Deutschland hat kaum Möglichkeiten, das bauxithaltige Gestein selbst zu verarbeiten. Das geschieht nur in geringen Mengen, die hierzulande verwendeten Erze stammen aus Guinea, Liberia und Australien. Die Gesteine müssen über ein Zwischenprodukt aufgearbeitet werden. Als erstes wird aus Bauxit Tonerde (Aluminiumoxid) gewonnen, das passiert häufig nicht in den Abbauländern.

China, Australien und Brasilien teilten sich im Jahr 2020 mehr als 75 Prozent des Weltmarkts für Tonerde, mehr als die Hälfte stammt aus China.
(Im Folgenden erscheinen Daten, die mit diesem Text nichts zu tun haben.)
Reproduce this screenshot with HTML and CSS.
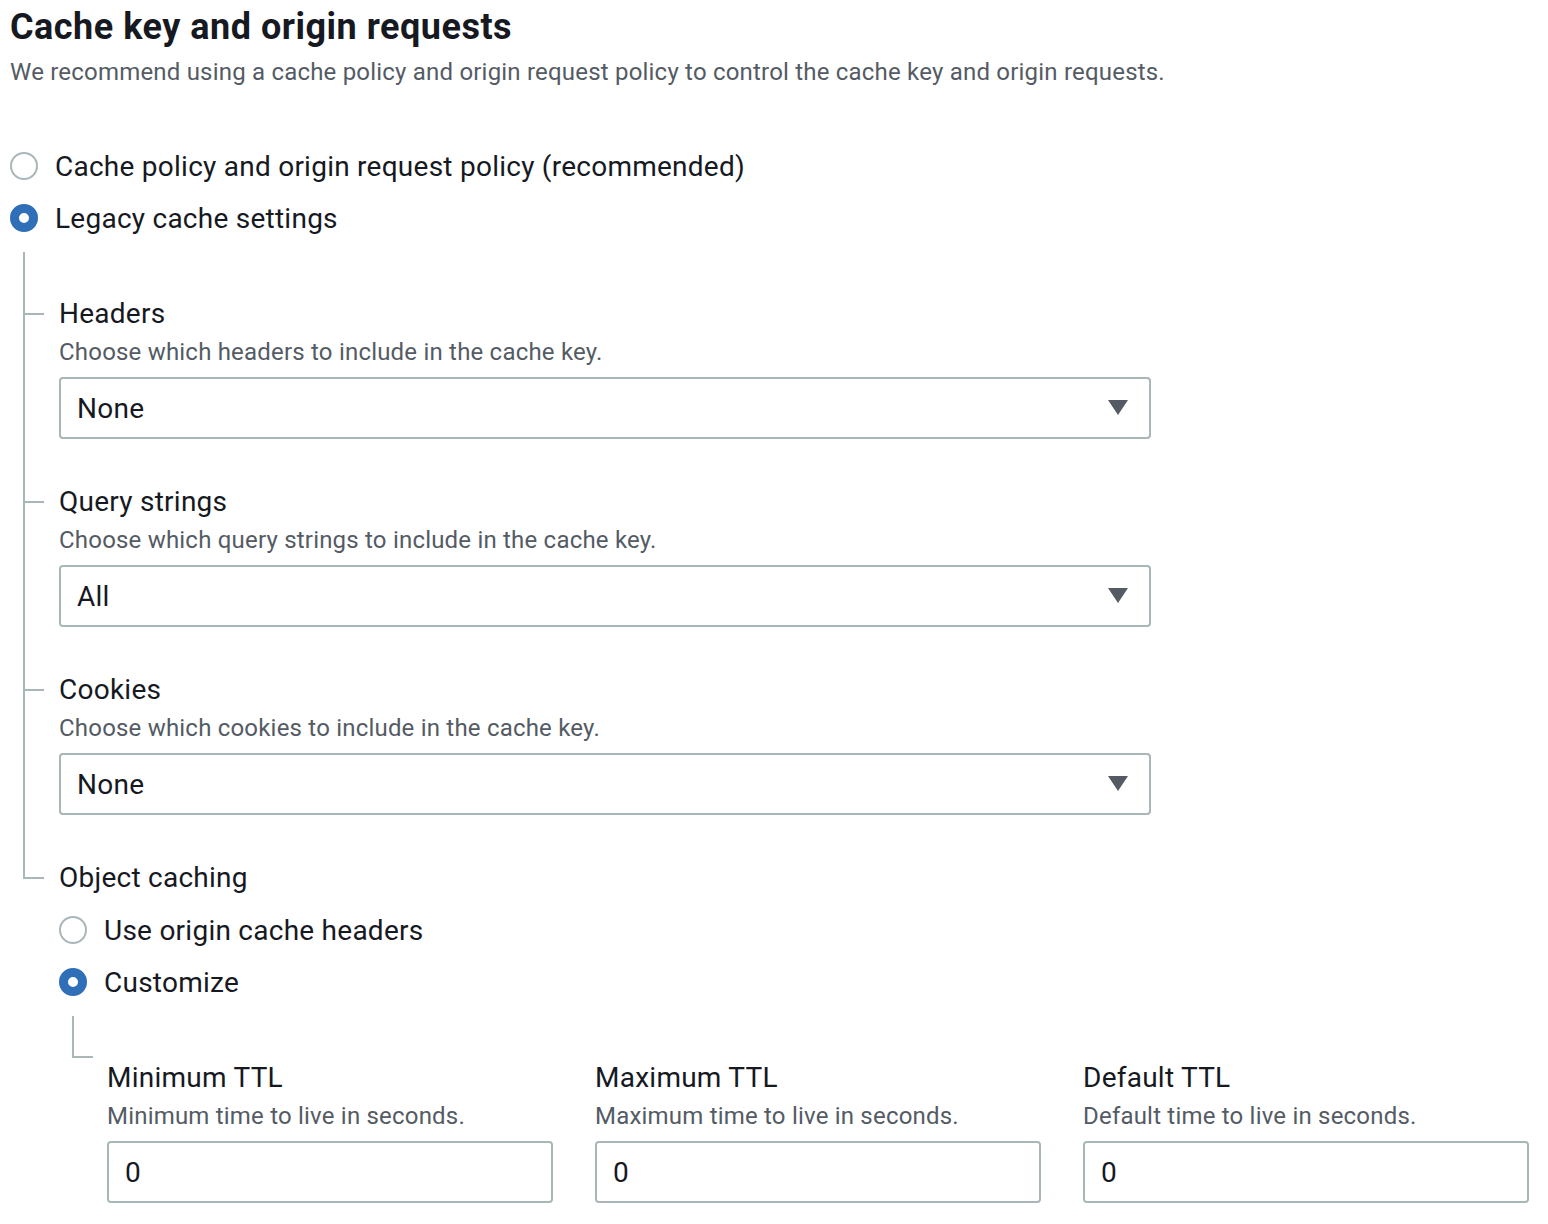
FILE: index.html
```html
<!DOCTYPE html>
<html lang="en">
<head>
  <meta charset="UTF-8" />
  <meta name="viewport" content="width=device-width, initial-scale=1.0"/>
  <title>Cache key and origin requests</title>
  <link rel="stylesheet" href="styles.css">
</head>
<body>

  <div class="panel">
    <h2>Cache key and origin requests</h2>
    <p class="intro">We recommend using a cache policy and origin request policy to control the cache key and origin requests.</p>

    <div class="radio-group top-radios">
      <label class="radio"><span class="dot"></span>Cache policy and origin request policy (recommended)</label>
      <label class="radio"><span class="dot checked"></span>Legacy cache settings</label>
    </div>

    <div class="tree">
      <div class="tree-lines">
        <div class="field branch">
          <div class="field-label">Headers</div>
          <div class="field-desc">Choose which headers to include in the cache key.</div>
          <div class="select">None<span class="caret"></span></div>
        </div>

        <div class="field branch">
          <div class="field-label">Query strings</div>
          <div class="field-desc">Choose which query strings to include in the cache key.</div>
          <div class="select">All<span class="caret"></span></div>
        </div>

        <div class="field branch">
          <div class="field-label">Cookies</div>
          <div class="field-desc">Choose which cookies to include in the cache key.</div>
          <div class="select">None<span class="caret"></span></div>
        </div>
      </div>

      <div class="field last-branch">
        <div class="field-label">Object caching</div>
        <div class="radio-group">
          <label class="radio"><span class="dot"></span>Use origin cache headers</label>
          <label class="radio"><span class="dot checked"></span>Customize</label>
        </div>

        <div class="sub-corner"></div>

        <div class="ttl-grid">
          <div class="ttl">
            <div class="field-label">Minimum TTL</div>
            <div class="field-desc">Minimum time to live in seconds.</div>
            <input type="text" value="0">
          </div>
          <div class="ttl">
            <div class="field-label">Maximum TTL</div>
            <div class="field-desc">Maximum time to live in seconds.</div>
            <input type="text" value="0">
          </div>
          <div class="ttl">
            <div class="field-label">Default TTL</div>
            <div class="field-desc">Default time to live in seconds.</div>
            <input type="text" value="0">
          </div>
        </div>
      </div>
    </div>
  </div>

</body>
</html>
```
FILE: styles.css
```css
body {
  margin: 0;
  background: #fff;
  font-family: Roboto, "Liberation Sans", sans-serif;
  color: #16191f;
}

.panel {
  padding: 4px 19px 0 10px;
}

h2 {
  margin: 0;
  font-size: 36px;
  line-height: 46px;
  font-weight: bold;
  letter-spacing: 0.5px;
}

.intro {
  margin: 6px 0 0;
  font-size: 24px;
  line-height: 32px;
  color: #545b64;
  letter-spacing: 0.2px;
}

.radio-group {
  display: flex;
  flex-direction: column;
}

.top-radios {
  margin-top: 52px;
}

.radio {
  display: flex;
  align-items: center;
  height: 52px;
  font-size: 28px;
  letter-spacing: 0.25px;
  gap: 17px;
}

.dot {
  width: 28px;
  height: 28px;
  box-sizing: border-box;
  border: 2px solid #aab7b8;
  border-radius: 50%;
  flex-shrink: 0;
}

.dot.checked {
  border: 9px solid #2e6fb7;
  background: #fff;
}

/* tree of legacy settings */
.tree {
  margin-top: 8px;
  margin-left: 13px;
}

.tree-lines {
  border-left: 2px solid #aab7b8;
  padding-top: 42px;
}

.field {
  position: relative;
  padding-left: 34px;
}

.branch {
  padding-bottom: 43px;
}

.branch::before {
  content: "";
  position: absolute;
  left: 0;
  top: 19px;
  width: 19px;
  height: 2px;
  background: #aab7b8;
}

.last-branch {
  padding-left: 36px;
}

.last-branch::before {
  content: "";
  position: absolute;
  left: 0;
  top: 0;
  width: 19px;
  height: 19px;
  border-left: 2px solid #aab7b8;
  border-bottom: 2px solid #aab7b8;
}

.field-label {
  font-size: 28px;
  line-height: 40px;
  letter-spacing: 0.25px;
}

.field-desc {
  margin-top: 2px;
  font-size: 24px;
  line-height: 32px;
  color: #545b64;
  letter-spacing: 0.2px;
}

.select {
  position: relative;
  margin-top: 9px;
  width: 1092px;
  height: 62px;
  box-sizing: border-box;
  border: 2px solid #aab7b8;
  border-radius: 4px;
  padding-left: 16px;
  display: flex;
  align-items: center;
  font-size: 28px;
  letter-spacing: 0.25px;
}

.caret {
  position: absolute;
  right: 21px;
  top: 21px;
  width: 0;
  height: 0;
  border-left: 10px solid transparent;
  border-right: 10px solid transparent;
  border-top: 15px solid #545b64;
}

.field .radio-group {
  margin-top: 6px;
}

.sub-corner {
  margin: 8px 0 0 13px;
  width: 19px;
  height: 40px;
  border-left: 2px solid #aab7b8;
  border-bottom: 2px solid #aab7b8;
}

.ttl-grid {
  display: grid;
  grid-template-columns: repeat(3, 446px);
  column-gap: 42px;
  margin-left: 48px;
}

.ttl input {
  margin-top: 9px;
  width: 100%;
  height: 62px;
  box-sizing: border-box;
  border: 2px solid #aab7b8;
  border-radius: 4px;
  padding: 0 16px;
  font-family: inherit;
  font-size: 28px;
  color: #16191f;
}
```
Meistens liegen Abbau, Transport und Aufbereitung in der Hand der gleichen Firma. Die Chinesen verarbeiten eigene Bauxit-Vorkommen und importieren zusätzlich aus Guinea, Australien und Indonesien.

Auch die Tonerde wird oft in einer Aluminiumhütte in einem anderen Land weiterverarbeitet. Dafür wird das Aluminiumoxid bei hohen Temperaturen mit viel Energieaufwand während einer Elektrolyse ins reine Metall umgewandelt. Wer Aluminium herstellen will, braucht viel Strom und ist auf günstige Energie angewiesen. Deshalb üben auch die Energiepreise einen großen Einfluss für die Standortwahl aus.

Im Jahr 2021 stammten nach Angaben des International Aluminum Insititut (IAI) 57 Prozent des neu hergestellten Aluminiums aus China. Danach folgen Indien (5,7 Prozent), Russland (5,4 Prozent) und Kanada (4,6 Prozent). Auch die Golfstaaten VAE und Bahrein zählen zu sieben größten Herstellern weltweit.